The industry is in sticky (eh?) spot right now when it comes to strategies on branding. And in an even trickier situation when it comes to packaging. While attending Denver Startup Week last year, I attended a few sessions on the cannabis track. There were halting alerts surrounding social media account shut downs and nervous energy around the question, “Well, what can we say?”
Over the past year at BrandJuice, we have incubated a benefits-first skincare project called Mox Mind + Body Care. The goal: create a gender-neutral brand with expert nutrient formulations enhanced by the power of CBD. So now that I’ve truly been in the weeds (hey-oh) on this topic, I have a few tips for how designers can make dope projects like this a little bit easier:
Okay, really you should be doing this for every brand. There needs to be a hierarchy of tone and content with a strong strategy for utilization of graphic elements. For Mox, we created a layered system that implied movement and emotion. Through this we were able to make a startup brand, that launched with minimal visual assets, look alive.

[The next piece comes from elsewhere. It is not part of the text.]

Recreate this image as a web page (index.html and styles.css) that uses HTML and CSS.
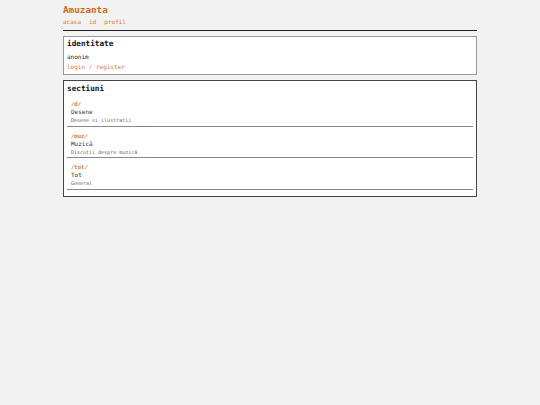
FILE: index.html
```html
<!DOCTYPE html>
<html lang="ro">
<head>
  <meta charset="UTF-8" />
  <meta name="viewport" content="width=device-width, initial-scale=1.0" />
  <title>Amuzanta</title>
  <link rel="stylesheet" href="styles.css">
</head>
<body>

  <div class="page">
    <header class="top">
      <a class="logo" href="#">Amuzanta</a>
      <nav class="nav">
        <a href="#">acasa</a>
        <a href="#">id</a>
        <a href="#">profil</a>
      </nav>
    </header>

    <section class="box">
      <h2>identitate</h2>
      <p class="who">anonim</p>
      <p class="auth"><a href="#">login</a> / <a href="#">register</a></p>
    </section>

    <section class="box boards">
      <h2>sectiuni</h2>
      <ul class="board-list">
        <li class="board">
          <a class="board-path" href="#">/d/</a>
          <div class="board-name">Desene</div>
          <div class="board-desc">Desene si ilustratii</div>
        </li>
        <li class="board">
          <a class="board-path" href="#">/muz/</a>
          <div class="board-name">Muzică</div>
          <div class="board-desc">Discuții despre muzică</div>
        </li>
        <li class="board">
          <a class="board-path" href="#">/tot/</a>
          <div class="board-name">Tot</div>
          <div class="board-desc">General</div>
        </li>
      </ul>
    </section>
  </div>

</body>
</html>
```

FILE: styles.css
```css
:root {
  --bg: #f2f2f2;
  --text: #222;
  --muted: #666;
  --accent: #d47a35;
}

body {
  margin: 0;
  background: var(--bg);
  color: var(--text);
  font-family: 'DejaVu Sans Mono', 'Liberation Mono', monospace;
  font-size: 6px;
}

a {
  color: var(--accent);
  text-decoration: none;
}

.page {
  width: 414px;
  margin: 0 auto;
  padding-top: 4px;
}

.top {
  border-bottom: 1.5px solid #222;
  padding-bottom: 4px;
}

.logo {
  display: block;
  font-size: 9.3px;
  font-weight: bold;
  line-height: 11px;
  color: #d2691e;
}

.nav {
  display: flex;
  gap: 8px;
  margin-top: 3px;
  line-height: 8px;
}

.box {
  background: #fff;
  border: 1px solid #999;
  margin-top: 5px;
  padding: 3px 3px 4px;
}

.box h2 {
  margin: 0;
  font-size: 7.7px;
  line-height: 8px;
  color: #111;
}

.who {
  margin: 5px 0 0;
  line-height: 7px;
}

.auth {
  margin: 3px 0 0;
  line-height: 7px;
  color: var(--accent);
}

.boards {
  border: 1.5px solid #444;
  padding-bottom: 6px;
}

.boards h2 {
  line-height: 9px;
}

.board-list {
  list-style: none;
  margin: 2px 0 0;
  padding: 0;
}

.board {
  padding: 5px 4px 1.5px;
  border-bottom: 1px solid #888;
}

.board-path {
  display: block;
  font-size: 5.6px;
  font-weight: bold;
  line-height: 8px;
}

.board-name {
  line-height: 8px;
  color: #333;
}

.board-desc {
  font-size: 5px;
  color: var(--muted);
  line-height: 8px;
}
```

Since a system is by definition an “organized method”, you can use these self-created “rules” to put an understanding on the personality and creative expression. Create foundational elements with fortitude and permanence so that you can retain flexibility and artistic license on other items in your system. This also allows for easy future expansion of the product line. Remember: a successful brand must be able to scale.
There are some great examples out there for how design systems have been implemented (check this Starbucks one).
There will be surprises. You will likely spend weeks, if not months, in legal review. Tweaks to wording one day can snowball into larger changes to your product line overall. (Build that into your timeline). But that doesn’t mean your work quality overall needs to suffer. Through your research process, you’ve likely identified areas in messaging, packaging claims, etc. that feel a little less secure than others. Take note of these potentially precarious areas early on in the project, and keep an eye out for ways to get ahead of them. One great place to start is by making sure your design specifications are solid when it comes to FDA guidelines. That can end up saving you a lot of time on the backend with proofing.
And when it comes to placing your product, you will likely find that each retailer is looking to speak to its consumer in a way that creates a unique and ownable experience. In order to meet these goals, your brand needs to balance maintaining its core essence and being a good partner. This is where your design system really puts itself into action. Plan to be agile and use the scalable elements of your design to bring that experience to life.
Packaging means paper samples, PMS matching, and printing techniques. In other words, the stuff designer dreams are made of. But your first step should really be building a great relationship with your printing partner. Chances are, they know more than you about this stuff. They’ve seen it all. At the same time, they want to make something beautiful and impactful too. Go visit them and have some frank conversations about all of the possibilities. They may just have some super cool trick to accomplish that coating feel you want without a massive cost increase.
Once you head into production on dielines, take the time to make clean files for pre-press. Give them access to color codes and delete the unused swatches. Use labeled layers in Illustrator. And when it does come time to make a tweak to the way we talk about CBD claims, they are much more likely to oblige on their end.
It’s not often that we get to witness industry-shattering goods burst onto the scene via legalization. Cannabis is a conversation-thickening agent making its way into the consumer stream as an “ingredient”. The team and I are pretty pumped to continue exploring how it works in tandem with other active ingredients to create seriously inspired products.